Not very crucial. It is being asked for by the court only to be satisfied that the governor had some basis to arrive at a decision to invite Yeddyurappa to form the Government. Even in the Goa Assembly case, the Supreme Court’s order notes the correspondence exchanged for the sake of completeness of understanding the facts of the situation. Since the Governor’s letter to Yeddyurappa mentions this particular letter, the Supreme Court has asked for a copy to make sure it has understood the facts and the series of events that led to the case.

19. What now?
With the matter in the Supreme Court, it is quite likely that we will see a court monitored floor test with the 15-day period reduced to some extent. In the present circumstances, the ideal scenario would be the court requesting the governor to call the Assembly to take the floor test within 48 hours, both the BJP and the Congress+JD(S) being asked to prove their strength on that day and the results submitted to the court. What happens after that will depend on what happens on the floor of the Karnataka State Legislative Assembly.
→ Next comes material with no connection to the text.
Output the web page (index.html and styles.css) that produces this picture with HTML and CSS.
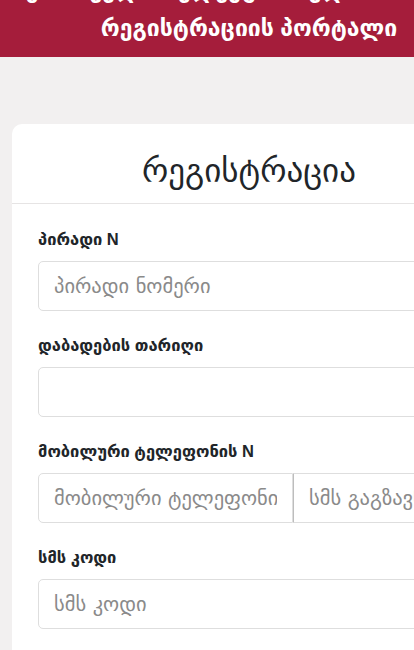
FILE: index.html
```html
<!DOCTYPE html>
<html lang="ka">
<head>
    <meta charset="UTF-8">
    <meta name="viewport" content="width=device-width, initial-scale=1.0">
    <title>რეგისტრაცია</title>
    <link rel="stylesheet" href="styles.css">
</head>
<body>
    <div class="page">
        <header class="top-bar">
            <div class="top-line">საქართველოს ელექტრონული მმართველობის</div>
            <div class="top-line">რეგისტრაციის პორტალი</div>
        </header>

        <div class="card">
            <div class="card-header">რეგისტრაცია</div>
            <form class="card-body">
                <label for="personalId">პირადი N</label>
                <input type="text" id="personalId" placeholder="პირადი ნომერი">

                <label for="birthDate">დაბადების თარიღი</label>
                <input type="text" id="birthDate">

                <label for="phone">მობილური ტელეფონის N</label>
                <div class="input-group">
                    <input type="text" id="phone" class="phone-input" placeholder="მობილური ტელეფონის ნომერი">
                    <input type="text" class="send-input" placeholder="სმს გაგზავნა">
                </div>

                <label for="smsCode">სმს კოდი</label>
                <input type="text" id="smsCode" placeholder="სმს კოდი">
            </form>
        </div>
    </div>
</body>
</html>
```

FILE: styles.css
```css
html, body {
    margin: 0;
    padding: 0;
    overflow: hidden;
}

body {
    font-family: 'Liberation Sans', 'DejaVu Sans', sans-serif;
    background-color: #f2f0f0;
    color: #212529;
}

.page {
    width: 498px;
}

.top-bar {
    background-color: #a51d3b;
    color: white;
    text-align: center;
    font-weight: bold;
    font-size: 23px;
    line-height: 38px;
    margin-top: -29px;
    padding-bottom: 10px;
}

.top-line {
    white-space: nowrap;
}

.card {
    margin: 67px 12px 0;
    background-color: white;
    border-radius: 10px;
}

.card-header {
    text-align: center;
    font-size: 33px;
    padding: 27px 0 13px;
    border-bottom: 1px solid #e6e4e4;
}

.card-body {
    padding: 26px 26px 20px;
    display: flex;
    flex-direction: column;
}

label {
    font-weight: bold;
    font-size: 16.5px;
    margin-bottom: 12px;
}

input[type="text"] {
    box-sizing: border-box;
    width: 100%;
    height: 50px;
    padding: 0 15px;
    border: 1px solid #dedede;
    border-radius: 5px;
    font-family: 'DejaVu Sans', sans-serif;
    font-size: 20.5px;
    color: #495057;
    margin-bottom: 25px;
    background: white;
}

input::placeholder {
    color: #8a8a8a;
}

.input-group {
    display: flex;
    margin-bottom: 25px;
}

.input-group input[type="text"] {
    margin-bottom: 0;
}

.phone-input {
    flex: 0 0 255px;
    border-radius: 5px 0 0 5px !important;
}

.send-input {
    flex: 1;
    border-left: 1px solid #bdbdbd !important;
    border-radius: 0 5px 5px 0 !important;
}
```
20. The Supreme Court has held, as pointed out in a piece yesterday, that a judicial review of the governor’s decision is possible on grounds of malafide intent. Do you think this is case of clear malafide intent?
Mala fide intent always depends on the specific facts of the case, and at least in the context of giving 15 days to Yeddyurappa to prove his majority, the Governor seems to have acted in bad faith, as I have said elsewhere. Should the Supreme Court order a floor test on a shorter date, they would be implicitly going on the premise that the Governor has acted in bad faith. Especially since the Governor has not provided any cogent reasons or grounds for suggesting why 15 days’ time is needed.

Responses to questions numbered 1, 4 and 8 have been supplemented by the author to clarify doubts raised by alert readers.